This Resource is for Mainstream English Students studying the play ‘Extinction’ by Hannie Rayson in the Victorian Curriculum.

Analysing Characters in a Drama

When characters are portrayed by actors, characterisation depends on what is conveyed through visuals and sound as much as on the words in their dialogue. In this way playwrights can directly portray the many ways in which people communicate without using words. They can also use the aural qualities of speech to enhance and sometimes complicate the literal meaning of the character’s dialogue.

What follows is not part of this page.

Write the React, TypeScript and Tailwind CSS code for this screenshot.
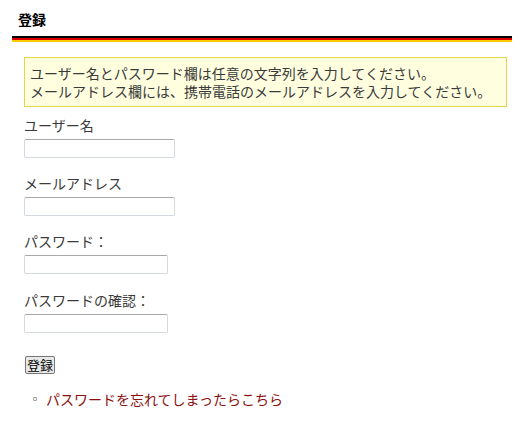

Characters and Stage Directions

When analysing a play script it is important to remember that the play is meant to be performed in front of an audience. While students are reading the play, take particular notice of the stage directions that can indicate essential visual elements of character, such as costumes, facial expressions and body movements. Pay attention to how the Director Hannie Rayson wants a word or line to be delivered by the actor, perhaps indicating an emotion such as anger or empathy and the vocal tone. The tone in the character’s language can link with the way the Director wants to convey information about the characters and how these words convey ideas and values to the audience.

See the source image

Characters and Relationships

In the play ‘Extinction’ the physical interactions with other characters is relevant to the themes and values Hannie Rayson wants the audience to connect with and reflect on their own values. Within the structure of the play all characters have equally important parts. Note how the Director wants to reinforce relatonships through thoughts and feelings and differences of opinions. The play presents the values of characters through their intense relationships with each other and the conflicts that arise between them. In ‘Extinction’ several characters compromise their core values in order to achieve their goals and the play highlights their difficult choices linking the tension between economic and environmental values that Hannie Rayson wants to endorse. It is Piper who says “We all exist in relationship with one another” and the concept of how vulnerable all life on earth is conveyed through the relationships of the characters in the play. Hannie Rayson wants to draw attention to how we all exist in relationship with other living creatures. She also wants the audience to recognise that human beings can be vulnerable and at times influenced by others in negative ways.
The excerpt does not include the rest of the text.